«Мы вышли на белую от солнца, пустынную площадь, и солнечный свет, отражённый всеми её плоскостями, больно ударил по глазам, – вспоминала Ариадна Эфрон. – Мы почувствовали палящую городскую жару, слабость в коленках и громадную пустоту внутри – от этой невстречи. Марина стала слепо и рассеянно нашаривать в сумке папиросы и бренчать спичками. Лицо её потускнело. И тут мы услышали Серёжин голос: „Марина! Мариночка!“ Откуда-то с другого конца площади бежал, маша нам рукой, высокий, худой человек, и я, уже зная, что это – папа, ещё не узнавала его, потому что была совсем маленькой, когда мы расстались, и помнила его другим, вернее, иным, и пока тот образ – моего младенческого восприятия – пытался совпасть с образом этого, движущегося к нам человека, Серёжа уже добежал до нас, с искажённым от счастья лицом, и обнял Марину, медленно раскрывшую ему навстречу руки, словно оцепеневшие.
Долго, долго, долго стояли они, намертво обнявшись, и только потом стали медленно вытирать друг другу ладонями щёки, мокрые от слёз»[28].
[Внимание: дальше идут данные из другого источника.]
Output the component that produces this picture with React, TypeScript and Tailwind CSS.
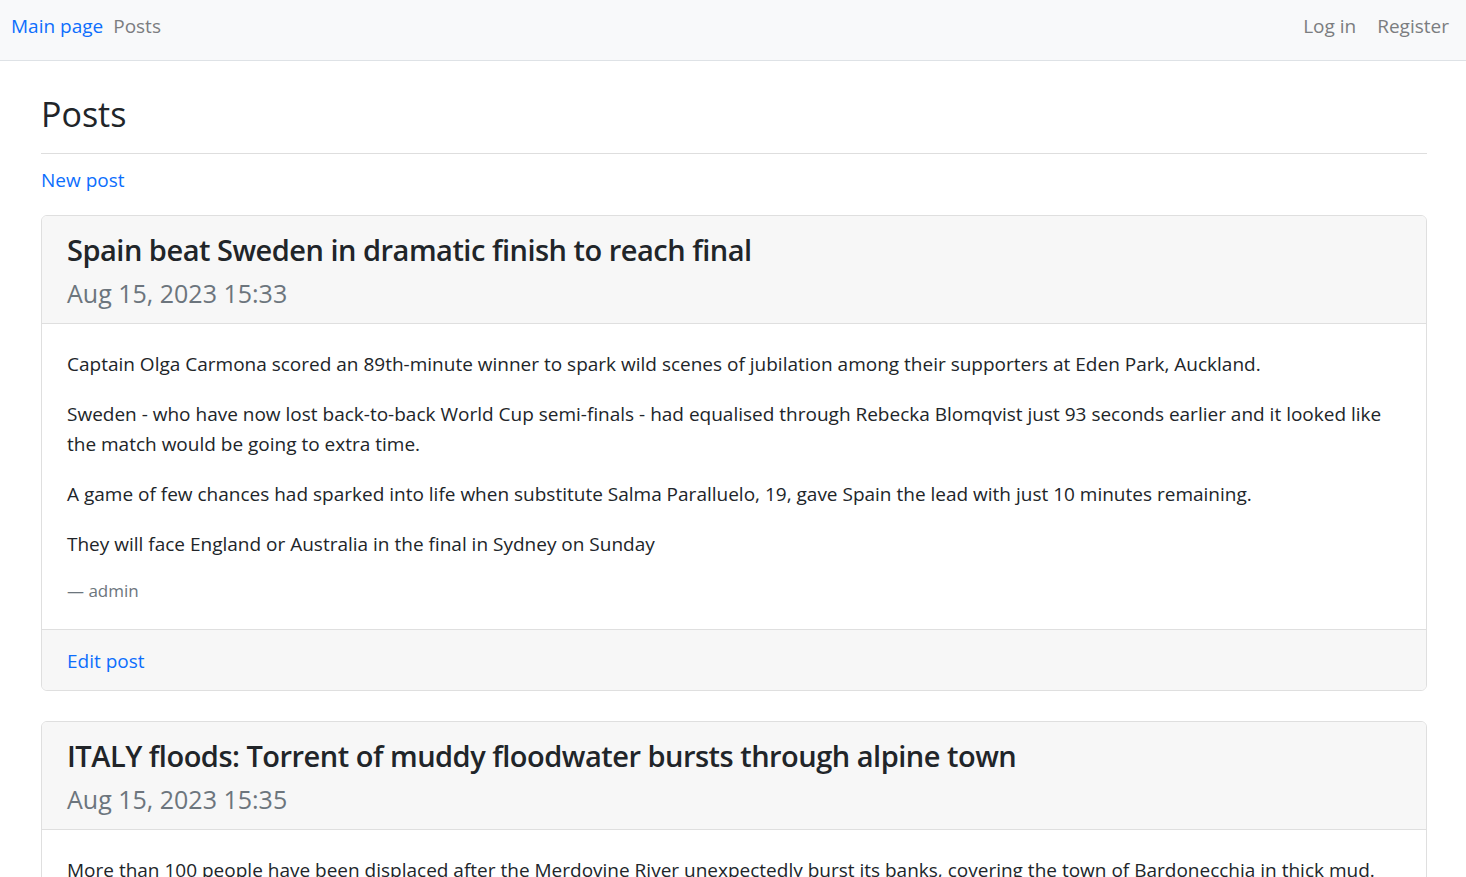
import React from 'react';

type Post = {
    title: string;
    date: string;
    paragraphs: string[];
    author: string;
};

const posts: Post[] = [
    {
        title: 'Spain beat Sweden in dramatic finish to reach final',
        date: 'Aug 15, 2023 15:33',
        paragraphs: [
            'Captain Olga Carmona scored an 89th-minute winner to spark wild scenes of jubilation among their supporters at Eden Park, Auckland.',
            'Sweden - who have now lost back-to-back World Cup semi-finals - had equalised through Rebecka Blomqvist just 93 seconds earlier and it looked like the match would be going to extra time.',
            'A game of few chances had sparked into life when substitute Salma Paralluelo, 19, gave Spain the lead with just 10 minutes remaining.',
            'They will face England or Australia in the final in Sydney on Sunday',
        ],
        author: 'admin',
    },
    {
        title: 'ITALY floods: Torrent of muddy floodwater bursts through alpine town',
        date: 'Aug 15, 2023 15:35',
        paragraphs: [
            'More than 100 people have been displaced after the Merdovine River unexpectedly burst its banks, covering the town of Bardonecchia in thick mud.',
        ],
        author: 'admin',
    },
];

function Navbar() {
    return (
        <nav className="h-[61px] bg-[#f8f9fa] border-b border-[#dee2e6] flex items-center justify-between px-[11px] pb-[8px] text-[19px]">
            <div className="flex items-center gap-[10px]">
                <a className="text-[#0d6efd]">Main page</a>
                <a className="text-[#7b7d80]">Posts</a>
            </div>
            <div className="flex items-center gap-[21px] pr-[6px] text-[#7b7d80]">
                <a>Log in</a>
                <a>Register</a>
            </div>
        </nav>
    );
}

function PostCard({ post }: { post: Post }) {
    return (
        <div className="border border-[#dfdfdf] rounded-[6px] mb-[30px] overflow-hidden">
            <div className="bg-[#f7f7f7] border-b border-[#dfdfdf] px-[25px] pt-[16px] pb-[15px]">
                <h3 className="text-[29px] leading-[36px] font-semibold tracking-[-0.5px] text-[#212529] mb-[10px]">{post.title}</h3>
                <h4 className="text-[25px] leading-[1.2] text-[#6c757d]">{post.date}</h4>
            </div>
            <div className="px-[25px] pt-[25px] pb-[26px]">
                {post.paragraphs.map((p, i) => (
                    <p key={i} className="mb-[20px]">{p}</p>
                ))}
                <p className="text-[17px] leading-[24px] text-[#6c757d]">— {post.author}</p>
            </div>
            <div className="bg-[#f7f7f7] border-t border-[#dfdfdf] px-[25px] pt-[16px] pb-[14px]">
                <a className="text-[#0d6efd]">Edit post</a>
            </div>
        </div>
    );
}

export default function App() {
    return (
        <div className="min-h-screen bg-white text-[#212529] text-[19px] leading-[30px]" style={{ fontFamily: '"Open Sans", "Noto Sans", sans-serif' }}>
            <Navbar />
            <main className="pl-[41px] pr-[39px] pt-[32px]">
                <h1 className="text-[34px] leading-[43px] font-medium">Posts</h1>
                <hr className="mt-[17px] mb-[11px] border-[#dedede]" />
                <a className="text-[#0d6efd]">New post</a>
                <div className="mt-[20px]">
                    {posts.map((post, i) => (
                        <PostCard key={i} post={post} />
                    ))}
                </div>
            </main>
        </div>
    );
}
В те дни Марина и Сергей подолгу бродят по Берлину, рассказывая о себе и внимательно прислушиваясь и присматриваясь друг другу. Иногда встречаются со старыми знакомыми; знакомятся с новыми людьми. Так, Марина познакомила мужа с известным публицистом Романом Гулем. Гуль, как и Эфрон, был участником «Ледяного похода», который оба прошли зимой 1918 года[29].
«…С Мариной Ивановной отношения у нас сложились сразу дружеские, – вспоминал Гуль. – Говорить с ней было интересно обо всём: о жизни, о литературе, о пустяках. В ней чувствовался и настоящий, и большой, и талантливый, и глубоко чувствующий человек. Да и говорила она как-то интересно-странно, словно какой-то стихотворной прозой, что ли, каким-то „белым стихом“.
Помню, она позвала меня к себе, сказав, что хочет познакомить с только что приехавшим в Берлин её мужем Сергеем Эфроном. Я пришёл. Эфрон был высокий, худой блондин, довольно красивый, с правильными чертами лица и голубыми глазами… В нём чувствовалось хорошее воспитание, хорошие манеры. Разговор с Эфроном я хорошо помню. Эфрон весь был ещё охвачен белой идеей, он служил, не помню уж в каком полку, в Добровольческой армии, кажется, в чине поручика, был до конца – на Перекопе. Разговор двух бывших добровольцев был довольно странный. Я в белой идее давно разочаровался и говорил о том, что всё было неправильно зачато, вожди армии не сумели сделать её народной и потому белые и проиграли. Теперь – я был сторонником замирения России. Он – наоборот, никакого замирения не хотел, говорил, что Белая армия спасла честь России, против чего я не возражал: сам участвовал в спасении чести. Но конечной целью войны должно было быть ведь не спасение чести, а – победа. Её не было. Эфрон возражал очень страстно, как истый рыцарь Белой Идеи. Марина Ивановна почти не говорила, больше молчала. Но была, конечно, не со мной, а с Эфроном, с побеждёнными белыми. В это время у неё был уже готов сборник „Лебединый стан“…»[30]
Эти воспоминания Романа Гуля в свете нашего повествования очень важны, ибо показывают, что, оказавшись в эмиграции, Эфрон поначалу был «охвачен Белой идеей», но отнюдь не разочарован в ней, как некоторые пытаются в этом убедить. По крайней мере – поначалу.
И всё же Эфрон угнетён. Угнетён и унижен. Правда, другим. В «русском Берлине» любой чих распространялся со скоростью звука: на бульваре Курфюрстендамм чихнул – на Прагерплац вздрогнули. С той же предательской скоростью до Эфрона дошли слухи об очередном романе жены уже здесь, в Берлине. На этот раз – с издателем «Геликона» Абрамом Вишняком.
Начавшаяся было возрождаться прерванная семилетней разлукой семейная идиллия начинает рушиться. В глазах Сергея появляется пустота: он по-прежнему одинок. Прожив в Берлине две недели, Эфрон уезжает в Прагу. Пришибленный и отчаявшийся. Вновь обманутый…
Берлинский период жизни Марины Цветаевой продлится недолго – до поздней осени 1922 года.
Ариадна Эфрон: «Маринин несостоявшийся Берлин. Не состоявшийся потому, что не полюбленный; не полюбленный потому, что после России – прусский, после революционной Москвы – буржуазный, не принятый ни глазами, ни душой: неприемлемый. В капитальности зданий, традиционном уюте кафе, разумности планировки, во всей (внешней) отлаженности и добротности города Марина учуяла одно: казармы.